- The Washington Times - Monday, April 28, 2014

Federal prosecutors on Monday accused Rep. Michael Grimm, a former FBI agent, of flouting state and federal tax laws in a 20-count indictment, which an FBI official said showed the lawmaker lived by a the new motto of “fraud, perjury and obstruction.”

The New York Republican, who had been under investigation for two years over possible campaign finance violations, was charged with health care, tax, mail and wire fraud in connection to a restaurant he owned prior to serving in Congress. The indictment said he underreported more than $1 million in gross receipts and hundreds of thousands of dollars of employees’ wages to the federal government.

The indictment also alleges that Mr. Grimm lied under oath in January 2013 when he was deposed about his role in operating the Manhattan restaurant called “Healthalicious,” “including falsely denying that he had paid Healthalicious‘ workers in cash” to avoid a paper trail.

Mr. Grimm, 44, pleaded not guilty in court Monday, telling reporters he and his legal team will fight “tooth and nail” until he’s exonerated and indicated he plans to seek re-election in the fall.

Mr. Grimm, who as released on $400,000 bail, said he felt “relieved” that after two-and-a-half years of anonymous attacks, he can finally confront what he called a “political witch hunt” to “assassinate my character and remove me from office.”

“I stand before you with humility,” he said, “but still proud. I know who I am and I know what I’ve done for this country for almost 20 years now. I know I’m a moral man, a man of integrity, and I also know I have a lot more service and leadership to provide this country.”

Mr. Grimm wrote a letter to House Speaker John A. Boehner on Monday asking the Ohio Republican to remove him from the House Financial Services Committee “in light of recent circumstances,” but saying that he intends to resume his responsibilities once his legal matters are resolved.

“The Speaker believes Rep. Grimm’s decision is appropriate under the circumstances,” Boehner spokesman Michael Steel said.

Minority Leader Nancy Pelosi, California Democrat, had written separately to Mr. Boehner asking Republicans to remove Mr. Grimm from the panel.

For two years, investigators had been examining his fundraising in the 2010 race and his involvement in the Manhattan restaurant. A House Ethics Committee announced in November that Mr. Grimm was under investigation for possible campaign finance violations.

During the 2010 race when he was first elected, Mr. Grimm acknowledged receiving $250,000 to $300,000 in contributions from followers of an Israeli rabbi, Yoshiyahu Yosef Pinto. Some members of Mr. Pinto’s congregation subsequently said they made tens of thousands of dollars in illegal contributions, including gifts passed through straw donors.

Mr. Grimm has denied knowledge of any improprieties. The Israeli businessman who had served as Mr. Grimm’s liaison to Mr. Pinto’s followers, Ofer Biton, pleaded guilty in August to an immigration fraud charge.

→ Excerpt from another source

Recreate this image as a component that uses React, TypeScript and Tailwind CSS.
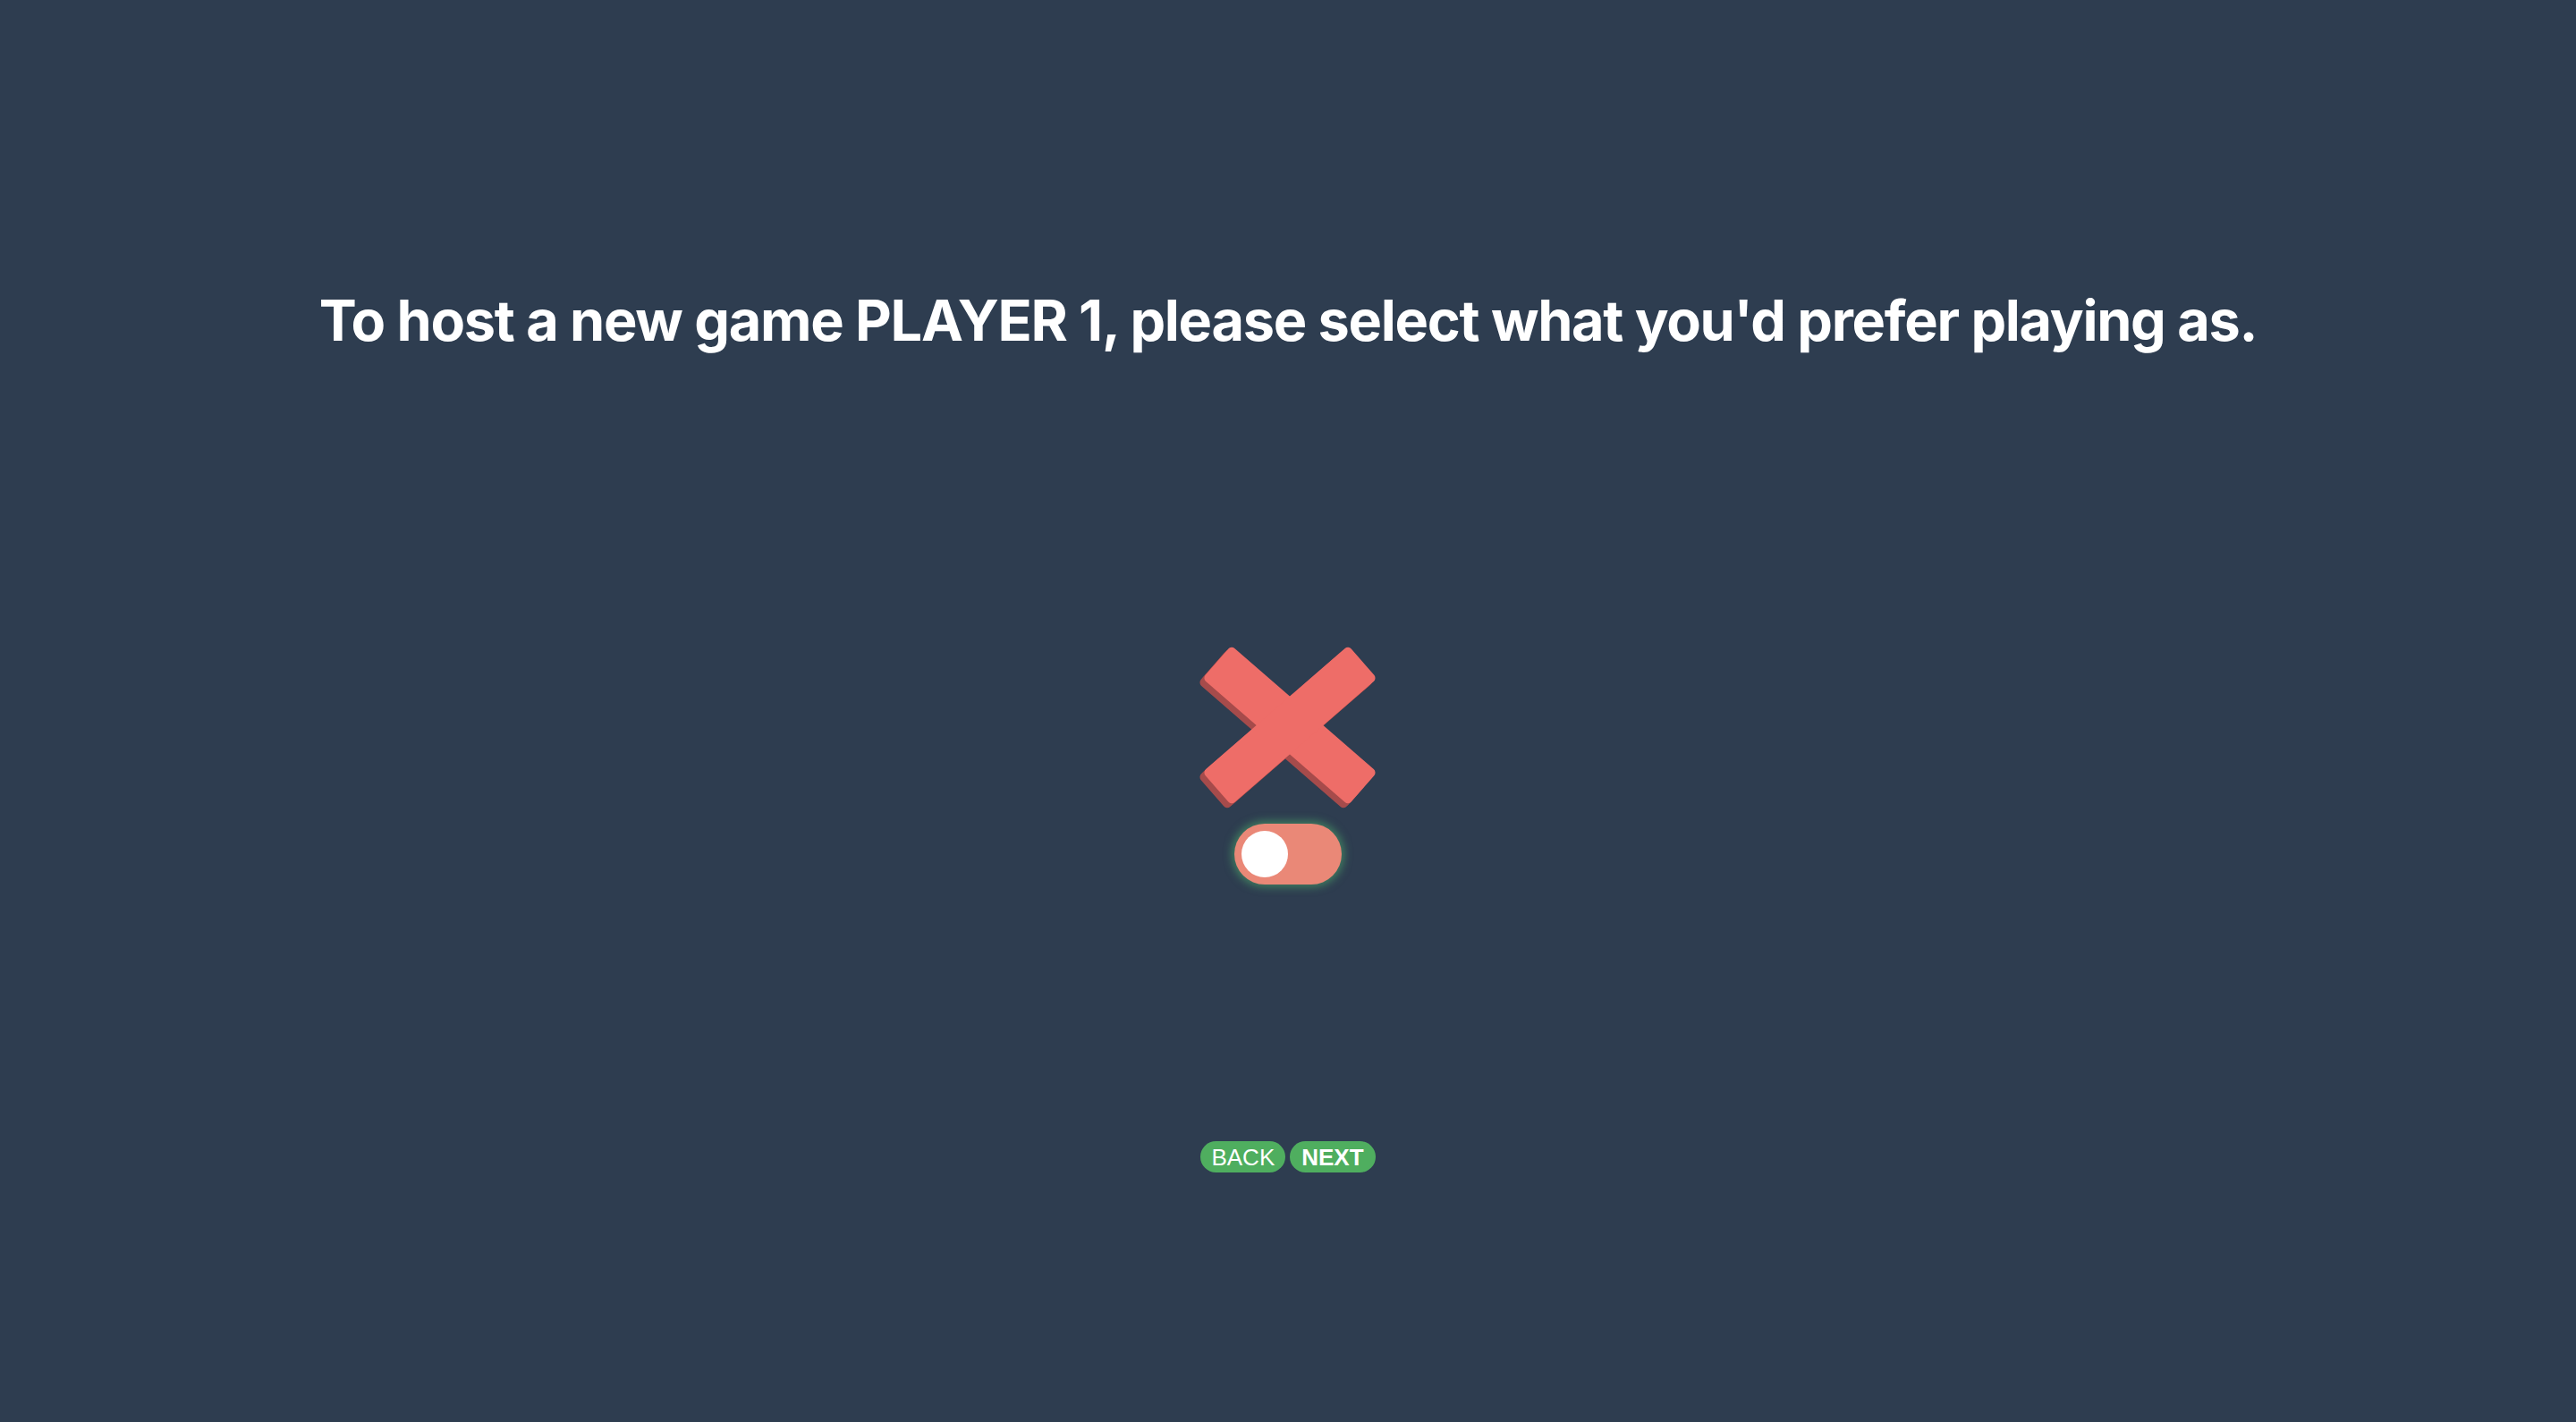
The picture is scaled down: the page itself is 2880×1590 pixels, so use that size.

Three days after that guilty plea, the FBI filed a sealed criminal complaint accusing a Houston woman named Diana Durand, who had been romantically involved with Mr. Grimm, of using straw donors to make illegal campaign contributions.

On Friday, Ms. Durand was indicted in Brooklyn on those charges. She also was charged with making false statements to the FBI when she said she didn’t reimburse straw donors for their contributions to Mr. Grimm’s campaign.

Mr. Grimm made headlines in January after confronting a New York City cable news station reporter who tried to question him about a long-running FBI investigation into campaign finance while they were on a balcony in the Capitol.

“As a former FBI agent, Rep. Grimm should understand the motto: fidelity, bravery, and integrity. Yet he broke our credo at nearly every turn,” FBI Assistant Director George Venizelos said in a statement. “In this 20-count indictment, Rep. Grimm lived by a new motto: fraud, perjury, and obstruction.”

The indictment was the latest in a string of embarrassments for the House GOP caucus, which had been hoping to build momentum for what many saw as a strong midterm cycle for Republicans. Mr. Grimm’s legal woes follow on the resignation of Florida Rep. Trey Radel in the wake of a D.C. drug-buying sting and the announcement Monday that Louisiana Rep. Vance McAllister would not seek another term after the married congressman was caught on videotape kissing a staffer.

Three non-partisan political handicappers changed their outlook on the race Monday in light of the news. The Cook Political Report and the Rothenberg Political Report changed their ratings from “lean Republican” to “lean Democrat” and Larry Sabato’s Crystal Ball, moved it from “toss-up” to “lean Democrat.” He won re-election in 2012 with 52 percent of the vote in New York’s Staten Island-based 11th congressional district, which President Obama carried in 2012, also with 52 percent of the vote.

Former New York City Councilman Domenic Rechhia is running on the Democratic side.